When fine-tuning models, it's crucial to prioritize an out-of-sample risk-adjusted performance metric, like the Sharpe ratio or Sortino ratio (inverted if you're working with minimization). To tackle overfitting, assess performance across multiple folds or time periods. Any fold showing negative performance should be penalized to ensure more reliable results.
For better accuracy, use a weighted mean of the fold scores, placing greater emphasis on those closer to the out-of-sample period. This approach ensures the optimizer focuses on meaningful improvements during hyperparameter tuning.
How many backtests are needed to trust the 'best' parameters?
When it comes to Bayesian optimization, there isn’t a hard-and-fast rule for the number of trials to run.
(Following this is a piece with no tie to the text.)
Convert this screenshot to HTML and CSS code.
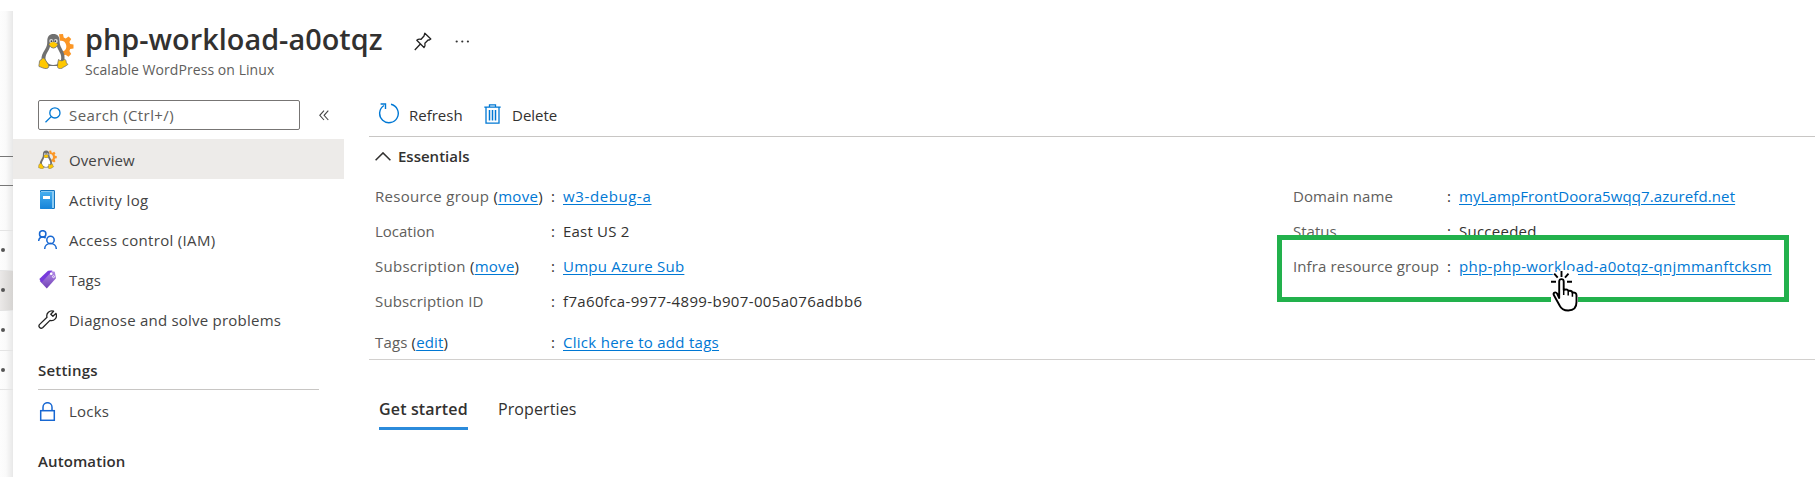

A good starting point is to conduct some random initial trials and then validate the best parameters across multiple temporal folds. In practice, about 100 trials are commonly used, but you’ll often see results stabilizing after 60–70 iterations.
What’s more important than the exact number of trials is ensuring the robustness of your findings. Always confirm your model’s ability to generalize by evaluating it on out-of-sample data. Prioritize fold-based reliability over simply hitting a specific trial count to achieve dependable outcomes.
How do I prevent data leakage and overfitting during tuning?
To prevent issues like data leakage and overfitting, opt for nested, purged, or embargo-aware time-series cross-validation rather than standard k-fold methods. Make sure that your train and test label windows remain distinct, avoiding any overlap. When assessing trials, use fixed temporal folds to maintain consistency. Only choose the optimal configuration after the entire search process is complete, and then conduct a final evaluation using data that has not been touched during training. If you incorporate pruning or early stopping, ensure that intermediate metrics align with the same temporal boundaries as the final evaluation.